• AVAILABLE DATA:
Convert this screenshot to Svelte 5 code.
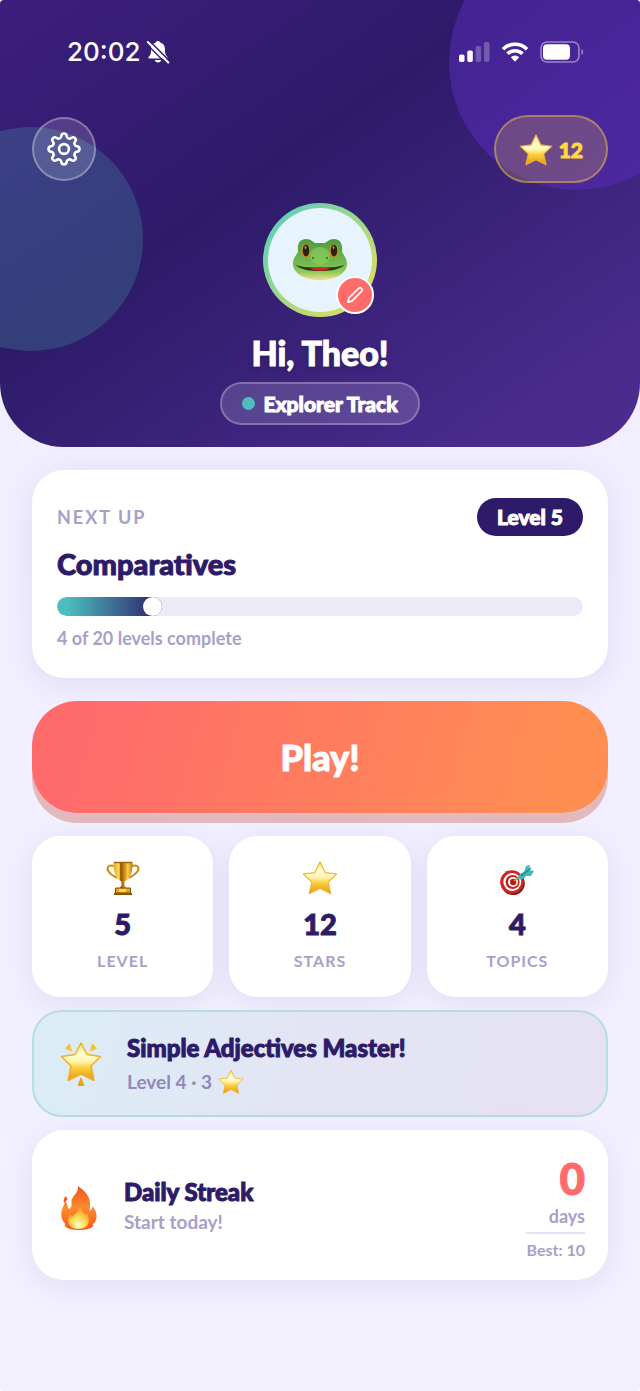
<script lang="ts">
  const player = { name: "Theo", track: "Explorer Track", stars: 12 };
  const next = { title: "Comparatives", level: 5, done: 4, total: 20 };
  const streak = { days: 0, best: 10 };

  const stats = [
    { icon: "trophy", value: 5, label: "LEVEL" },
    { icon: "star", value: 12, label: "STARS" },
    { icon: "target", value: 4, label: "TOPICS" },
  ];

  let percent = $derived((next.done / next.total) * 100);

  // eight round teeth, each an outward arc followed by an inward one
  function gear_path() {
    const at = (deg: number) => {
      const a = (deg * Math.PI) / 180;
      return `${(18 + 13.6 * Math.sin(a)).toFixed(2)} ${(18 - 13.6 * Math.cos(a)).toFixed(2)}`;
    };
    let d = `M${at(-11)}`;
    for (let i = 0; i < 8; i++) {
      d += `A2.65 2.65 0 0 1 ${at(i * 45 + 11)}`;
      d += `A2.9 2.9 0 0 0 ${at(i * 45 + 34)}`;
    }
    return d + "Z";
  }
</script>

<svelte:head>
  <title>Home</title>
</svelte:head>

{#snippet star(size)}
  <svg width={size} height={size} viewBox="0 0 32 32" aria-hidden="true">
    <defs>
      <linearGradient id="gold" x1="0" y1="0" x2="0" y2="1">
        <stop offset="0" stop-color="#fbe27a" />
        <stop offset="0.28" stop-color="#fffbd0" />
        <stop offset="0.48" stop-color="#fef6b4" />
        <stop offset="0.66" stop-color="#fbcf3c" />
        <stop offset="1" stop-color="#e8960f" />
      </linearGradient>
    </defs>
    <path d="M16 1.600 20.600 11.200 31 12.400 23.300 19.600 25.500 30 16 25.200 6.500 30 8.700 19.600 1 12.400 11.400 11.200Z"
      fill="url(#gold)" stroke="#f0b22c" stroke-width="1" stroke-linejoin="round" />
  </svg>
{/snippet}

{#snippet trophy()}
  <svg width="36" height="36" viewBox="0 0 36 36" aria-hidden="true">
    <defs>
      <linearGradient id="cup" x1="0" x2="1">
        <stop offset="0" stop-color="#e9ac22" />
        <stop offset="0.3" stop-color="#ffd95a" />
        <stop offset="0.38" stop-color="#8f4f08" />
        <stop offset="0.55" stop-color="#c9820f" />
        <stop offset="0.75" stop-color="#f8cf4e" />
        <stop offset="1" stop-color="#c07a0c" />
      </linearGradient>
    </defs>
    <path d="M9 6C3 4 1 8 4 12c2 3 5 4 8 6M27 6c6-2 8 2 5 6-2 3-5 4-8 6" fill="none" stroke="#c98a17" stroke-width="2" />
    <path d="M8.500 2h19c.6 9-2 17-8 19.500v4l2 2.500h-7l2-2.500v-4C10.500 19 8 11 8.500 2Z" fill="url(#cup)" />
    <path d="M9 2.500h18" stroke="#a5650c" stroke-width="1.500" />
    <path d="M10.500 28h15v5h-15z" fill="#e0a323" stroke="#8c5009" />
    <path d="M14 29h8l-2 3h-6z" fill="#f9d866" />
    <path d="M9 34h18" stroke="#8c5009" stroke-width="2" />
  </svg>
{/snippet}

{#snippet target()}
  <svg width="36" height="36" viewBox="0 0 36 36" aria-hidden="true">
    <ellipse cx="14" cy="23.500" rx="11.800" ry="11.500" fill="#7e1712" />
    <circle cx="13" cy="22" r="11.800" fill="#d3221f" />
    <circle cx="13.300" cy="22" r="9" fill="#fff" />
    <circle cx="13.600" cy="22" r="7" fill="#c9201d" />
    <circle cx="14" cy="22" r="5" fill="#fff" />
    <circle cx="14.200" cy="22" r="3.200" fill="#b81a1a" />
    <path d="M15 21 23 15" stroke="#d49a3b" stroke-width="1.500" />
    <path d="M19 19c0-3 2-6 6-7l2-6 4-1-1 5 5 1-3 5-5 0c-2 3-5 4-8 3Z" fill="#3fb9bd" />
    <path d="m22 16 10-8" stroke="#1e7f93" stroke-width="1.200" />
  </svg>
{/snippet}

<div class="screen">
  <header>
    <div class="bubble right"></div>
    <div class="bubble left"></div>

    <div class="status">
      <div class="clock">
        <span>20:02</span>
        <svg width="24" height="24" viewBox="0 0 24 24" aria-label="Silent">
          <path d="M3.500 18.500c-1.500 0-1.500-1-.5-2 2-2 2-3.500 2-7C5 5 7.500 3 10 2.500 10 .5 14 .5 14 2.500c2.500.5 5 2.500 5 7 0 3.500 0 5 2 7 1 1 1 2-.5 2Z" fill="#fff" />
          <path d="M8.800 20h6.400c-.4 3.300-6 3.300-6.400 0Z" fill="#fff" />
          <path d="m3.500 1 21 21" stroke="#351d75" stroke-width="1.600" />
          <path d="m1.800 2 20.500 20.500" stroke="#fff" stroke-width="2" stroke-linecap="round" />
          <path d="m0 3.400 20.500 20.500" stroke="#351d75" stroke-width="1.400" />
        </svg>
      </div>
      <div class="signals">
        <svg width="32" height="20" viewBox="0 0 32 20" aria-label="Signal">
          <rect x="1" y="12.500" width="5.500" height="7.500" rx="1.800" fill="#fff" />
          <rect x="9.300" y="8.500" width="5.500" height="11.500" rx="1.800" fill="#fff" />
          <rect x="17.600" y="4" width="5.500" height="16" rx="1.800" fill="#fff" opacity="0.25" />
          <rect x="26" y="0" width="5.500" height="20" rx="1.800" fill="#fff" opacity="0.25" />
        </svg>
        <svg width="28" height="20" viewBox="0 0 28 20" aria-label="Wi-Fi">
          <g fill="none" stroke="#fff" stroke-width="3.600">
            <path d="M2 7.200a17 17 0 0 1 24 0" />
            <path d="M6.500 11.800a10.600 10.600 0 0 1 15 0" />
          </g>
          <path d="M9.800 15.200a6 6 0 0 1 8.400 0L14 19.700Z" fill="#fff" />
        </svg>
        <svg width="44" height="22" viewBox="0 0 44 22" aria-label="Battery">
          <rect x="1" y="1" width="38" height="20" rx="6" fill="none" stroke="#fff" stroke-opacity="0.45" stroke-width="1.600" />
          <rect x="3" y="3.200" width="27" height="15.600" rx="4" fill="#fff" />
          <path d="M41.500 8c2 1 2 5 0 6Z" fill="#fff" opacity="0.5" />
        </svg>
      </div>
    </div>

    <div class="toolbar">
      <button class="settings" aria-label="Settings">
        <svg width="36" height="36" viewBox="0 0 36 36" fill="none" stroke="#fff" stroke-width="2.600" stroke-linejoin="round">
          <path d={gear_path()} />
          <circle cx="18" cy="18" r="4.900" />
        </svg>
      </button>
      <div class="coins">
        {@render star(34)}
        <span>{player.stars}</span>
      </div>
    </div>

    <div class="avatar">
      <div class="face">
        <svg width="54" height="44" viewBox="0 0 54 44" aria-label="Frog">
          <defs>
            <linearGradient id="skin" x1="0" y1="0" x2="0" y2="1">
              <stop offset="0" stop-color="#4f9a3d" />
              <stop offset="0.6" stop-color="#72bb4e" />
              <stop offset="0.8" stop-color="#8ccb58" />
              <stop offset="1" stop-color="#f3df8a" />
            </linearGradient>
          </defs>
          <path d="M13 1c5 0 7 3 9 4h10c2-1 4-4 9-4 6 0 9 5 8 12 0 3 5 6 5 13 0 9-11 16-27 16S0 35 0 26C0 19 5 16 5 13 4 6 7 1 13 1Z" fill="url(#skin)" />
          <ellipse cx="27" cy="18" rx="10" ry="9" fill="#8fd163" opacity="0.6" />
          <ellipse cx="13" cy="13" rx="4.500" ry="7" fill="#d98a1f" />
          <ellipse cx="41" cy="13" rx="4.500" ry="7" fill="#d98a1f" />
          <ellipse cx="13" cy="12.500" rx="3.300" ry="6" fill="#2b2115" />
          <ellipse cx="41" cy="12.500" rx="3.300" ry="6" fill="#2b2115" />
          <ellipse cx="12.500" cy="9.500" rx="1" ry="1.800" fill="#988768" />
          <ellipse cx="40.500" cy="9.500" rx="1" ry="1.800" fill="#988768" />
          <circle cx="20" cy="20" r="1" fill="#2c5a22" />
          <circle cx="34" cy="20" r="1" fill="#2c5a22" />
          <path d="M2.500 27c9 2.500 15 2.500 24.500 2.500s15.500 0 24.500-2.500c-6 5-14 6-24.500 6S8.500 32 2.500 27Z" fill="#35321b" />
          <path d="M17 30.500c5-1.500 15-1.500 20 0-4 2.800-16 2.800-20 0Z" fill="#cf2a19" />
        </svg>
      </div>
      <button class="edit" aria-label="Edit avatar">
        <svg width="18" height="18" viewBox="0 0 20 20" fill="none" stroke="#fff" stroke-width="1.900" stroke-linejoin="round">
          <path d="m2 18 1.200-4.700L14.200 2.500c2-1.700 4.900 1 3.200 3.200L6.600 16.800Z" />
        </svg>
      </button>
    </div>

    <h1>Hi, {player.name}!</h1>
    <div class="track"><i></i>{player.track}</div>
  </header>

  <main>
    <section class="card next">
      <div class="next-top">
        <span class="eyebrow">NEXT UP</span>
        <span class="level">Level {next.level}</span>
      </div>
      <h2>{next.title}</h2>
      <div class="bar" role="progressbar" aria-label="Levels complete" aria-valuenow={next.done} aria-valuemin="0" aria-valuemax={next.total}>
        <div class="fill" style="width: {percent}%"></div>
      </div>
      <p>{next.done} of {next.total} levels complete</p>
    </section>

    <button class="play">Play!</button>

    <div class="stats">
      {#each stats as stat}
        <div class="card stat">
          {#if stat.icon === "trophy"}
            {@render trophy()}
          {:else if stat.icon === "star"}
            {@render star(36)}
          {:else}
            {@render target()}
          {/if}
          <strong>{stat.value}</strong>
          <span>{stat.label}</span>
        </div>
      {/each}
    </div>

    <section class="award">
      <svg width="42" height="46" viewBox="0 0 42 46" aria-hidden="true">
        <path d="M21 2 27 13.500 40.500 15.500 31 25 34 39.500 21 33 8 39.500 11 25 1.500 15.500 15 13.500Z"
          fill="url(#gold)" stroke="#efb02a" stroke-width="1.500" stroke-linejoin="round" />
        <g fill="#f8c52c" stroke="#f8c52c" stroke-linejoin="round">
          <path d="m9.500 3 2 7-6-2.500ZM32.500 3l-2 7 6-2.500Z" />
          <path d="m21 37 3 7.500h-6Z" fill="#e8a218" stroke="#e8a218" />
        </g>
      </svg>
      <div class="text">
        <h3>Simple Adjectives Master!</h3>
        <p>Level 4 · 3 {@render star(26)}</p>
      </div>
    </section>

    <section class="card streak">
      <svg width="36" height="46" viewBox="0 0 36 46" aria-hidden="true">
        <defs>
          <linearGradient id="flame" x1="0" y1="0" x2="0" y2="1">
            <stop offset="0" stop-color="#f4511e" />
            <stop offset="0.5" stop-color="#fb8c2e" />
            <stop offset="1" stop-color="#f9541c" />
          </linearGradient>
          <radialGradient id="glow" cx="0.5" cy="0.8" r="0.6">
            <stop offset="0" stop-color="#fffbd2" />
            <stop offset="0.5" stop-color="#fde05a" />
            <stop offset="1" stop-color="#fba52c" />
          </radialGradient>
        </defs>
        <path d="M17 1c7 5 12 10 12 18 0 3 0 5-.5 7 2-1 3-3 3-5 5 6 5 12 2 17l-2 1 1 2C29 44 24 45 18 45S7 44 3.500 41l1-2C0 35-1 28 2 22c1.500-3 2-4 2-6 3 3 2 6 4 8 2-1 3-3 2.500-7C10 11 18 9 17 1Z" fill="url(#flame)" />
        <path d="m5 11 1.500 3.500L3 18C2 15 3 13 5 11Z" fill="#f4511e" />
        <path d="M19 21c1 4 4 6 5 9l2-2c2 5 3 9 0 13-4 4-13 4-17 0-3-4-2-8 0-12l2 3c3-3 7-6 8-11Z" fill="url(#glow)" />
      </svg>
      <div class="text">
        <h3>Daily Streak</h3>
        <p>Start today!</p>
      </div>
      <div class="count">
        <strong>{streak.days}</strong>
        <span class="days">days</span>
        <span class="best">Best: {streak.best}</span>
      </div>
    </section>
  </main>
</div>

<style>
  :global(body) {
    margin: 0;
    background: #fff;
  }

  .screen {
    --ink: #2d1b69;
    --muted: #a8a0c8;
    min-height: 100vh;
    border-radius: 4px;
    overflow: hidden;
    background: linear-gradient(#f0edff, #f3f0ff);
    font-family: "Lato", "Open Sans", sans-serif;
    font-weight: 700;
    color: var(--ink);
  }

  svg {
    display: block;
    flex: none;
  }

  button {
    font: inherit;
    border: none;
    padding: 0;
    cursor: pointer;
  }

  h1, h2, h3, p {
    margin: 0;
  }

  /* heavy rounded lettering */
  h1, h2, h3, strong, .level, .play, .track, .coins {
    font-weight: 900;
    -webkit-text-stroke: 1px currentColor;
    stroke-linejoin: round;
  }

  header {
    position: relative;
    overflow: hidden;
    display: flex;
    flex-direction: column;
    align-items: center;
    padding-bottom: 22px;
    border-radius: 0 0 64px 64px;
    background: linear-gradient(145deg, #3d1e7e 0%, #2d1b69 40%, #4a2c8f 90%);
    color: #fff;
  }

  .bubble {
    position: absolute;
    border-radius: 50%;
  }

  .bubble.right {
    width: 256px;
    height: 256px;
    top: -66px;
    right: -65px;
    background: rgba(91, 44, 190, 0.5);
  }

  .bubble.left {
    width: 224px;
    height: 224px;
    top: 127px;
    left: -81px;
    background: rgba(78, 205, 196, 0.2);
  }

  .status, .toolbar {
    position: relative;
    align-self: stretch;
    display: flex;
    justify-content: space-between;
    align-items: center;
  }

  .status {
    min-height: 104px;
    padding: 0 56px 0 67px;
  }

  .clock {
    display: flex;
    align-items: center;
    gap: 5px;
    font: 500 26px/32px "Inter", sans-serif;
  }

  .signals {
    display: flex;
    align-items: center;
    gap: 11px;
  }

  .toolbar {
    box-sizing: border-box;
    margin-top: 11px;
    padding: 0 32px;
  }

  .settings {
    box-sizing: border-box;
    width: 64px;
    height: 64px;
    display: grid;
    place-items: center;
    border: 2px solid rgba(255, 255, 255, 0.3);
    border-radius: 50%;
    background: rgba(255, 255, 255, 0.15);
  }

  .coins {
    display: flex;
    align-items: center;
    gap: 6px;
    padding: 16px 23px 14px;
    border: 2px solid rgba(255, 217, 61, 0.4);
    border-radius: 34px;
    background: rgba(255, 217, 61, 0.2);
    color: #ffd93d;
    font-size: 21px;
    line-height: 34px;
  }

  .avatar {
    position: relative;
    margin-top: 20px;
    padding: 5px;
    border-radius: 50%;
    background: linear-gradient(135deg, #4ecdc4, #f4e04a);
  }

  .face {
    width: 104px;
    height: 104px;
    display: grid;
    place-items: center;
    border-radius: 50%;
    background: #e8f4fd;
  }

  .edit {
    position: absolute;
    right: 3px;
    bottom: 3px;
    box-sizing: border-box;
    width: 38px;
    height: 38px;
    display: grid;
    place-items: center;
    border: 2px solid #fff;
    border-radius: 50%;
    background: #ff6b6b;
  }

  h1 {
    position: relative;
    margin-top: 16px;
    font-size: 34px;
    line-height: 40px;
    text-shadow: 0 3px 6px rgba(0, 0, 0, 0.25);
  }

  .track {
    position: relative;
    display: flex;
    align-items: center;
    gap: 8px;
    margin-top: 9px;
    padding: 8px 20px;
    border: 2px solid rgba(255, 255, 255, 0.25);
    border-radius: 22px;
    background: rgba(255, 255, 255, 0.15);
    font-size: 21px;
    line-height: 23px;
  }

  .track i {
    width: 13px;
    height: 13px;
    border-radius: 50%;
    background: #4dbdbd;
  }

  main {
    display: flex;
    flex-direction: column;
    padding: 23px 32px 111px;
  }

  .card {
    border-radius: 32px;
    background: #fff;
    box-shadow: 0 6px 32px rgba(45, 27, 105, 0.08);
  }

  .next {
    padding: 28px 25px;
  }

  .next-top {
    display: flex;
    justify-content: space-between;
    align-items: center;
  }

  .eyebrow {
    color: var(--muted);
    font-size: 18px;
    letter-spacing: 2px;
  }

  .level {
    padding: 7px 20px;
    border-radius: 19px;
    background: var(--ink);
    color: #fff;
    font-size: 21px;
    line-height: 24px;
  }

  h2 {
    margin-top: 12px;
    font-size: 29px;
    line-height: 32px;
  }

  .bar {
    height: 19px;
    margin-top: 17px;
    border-radius: 10px;
    overflow: hidden;
    background: #edeaf7;
  }

  .fill {
    height: 100%;
    display: flex;
    justify-content: flex-end;
    border-radius: 10px;
    background: linear-gradient(90deg, #4dbdbd 10%, #2d1b69);
  }

  .fill::after {
    content: "";
    width: 19px;
    border-radius: 50%;
    background: #fff;
  }

  .next p {
    margin-top: 10px;
    color: var(--muted);
    font-size: 18px;
    line-height: 24px;
  }

  .play {
    height: 112px;
    margin: 23px 0;
    border-radius: 45px;
    background: linear-gradient(105deg, #ff6b6b 10%, #ff8e53 90%);
    box-shadow: 0 10px 0 #e2babd;
    color: #fff;
    font-size: 36px;
    font-weight: 900;
  }

  .stats {
    display: grid;
    grid-template-columns: repeat(3, 1fr);
    gap: 16px;
  }

  .stat {
    display: flex;
    flex-direction: column;
    align-items: center;
    padding: 24px 0 25px;
    border-radius: 28px;
  }

  .stat strong {
    margin-top: 10px;
    font-size: 29px;
    line-height: 36px;
  }

  .stat span {
    margin-top: 8px;
    color: var(--muted);
    font-size: 16px;
    line-height: 22px;
    letter-spacing: 1px;
  }

  .award, .streak {
    display: flex;
    align-items: center;
    margin-top: 13px;
  }

  .award {
    gap: 25px;
    padding: 21px 26px 20px;
    border: 2px solid #b6dde2;
    border-radius: 30px;
    background: linear-gradient(110deg, #dcecf6 10%, #e4e4f4 50%, #e5e2f2);
  }

  h3 {
    font-size: 24px;
    line-height: 30px;
  }

  .text p {
    display: flex;
    align-items: center;
    gap: 6px;
    font-size: 19px;
    line-height: 26px;
  }

  .award .text p {
    margin-top: 6px;
    color: #9187b8;
  }

  .streak {
    gap: 27px;
    padding: 26px 23px 20px 29px;
  }

  .streak .text {
    flex: 1;
    padding-bottom: 4px;
  }

  .streak .text p {
    margin-top: 2px;
    color: var(--muted);
  }

  .count {
    display: flex;
    flex-direction: column;
    align-items: flex-end;
    color: var(--muted);
  }

  .count strong {
    color: #ff6b6b;
    font-size: 44px;
    line-height: 44px;
  }

  .days {
    margin-top: 4px;
    font-size: 18px;
    line-height: 24px;
  }

  .best {
    margin-top: 4px;
    padding-top: 6px;
    border-top: 2px solid #e6e2f2;
    font-size: 16px;
    line-height: 20px;
  }
</style>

• WORK INSTRUCTIONS:
Restate each line from the start of the listing through the line bearing "let percent = $derived((next.done" word for word. Drop the pictures.

• EXERCISE RESPONSE:
Convert this screenshot to Svelte 5 code.
<script lang="ts">
  const player = { name: "Theo", track: "Explorer Track", stars: 12 };
  const next = { title: "Comparatives", level: 5, done: 4, total: 20 };
  const streak = { days: 0, best: 10 };

  const stats = [
    { icon: "trophy", value: 5, label: "LEVEL" },
    { icon: "star", value: 12, label: "STARS" },
    { icon: "target", value: 4, label: "TOPICS" },
  ];

  let percent = $derived((next.done / next.total) * 100);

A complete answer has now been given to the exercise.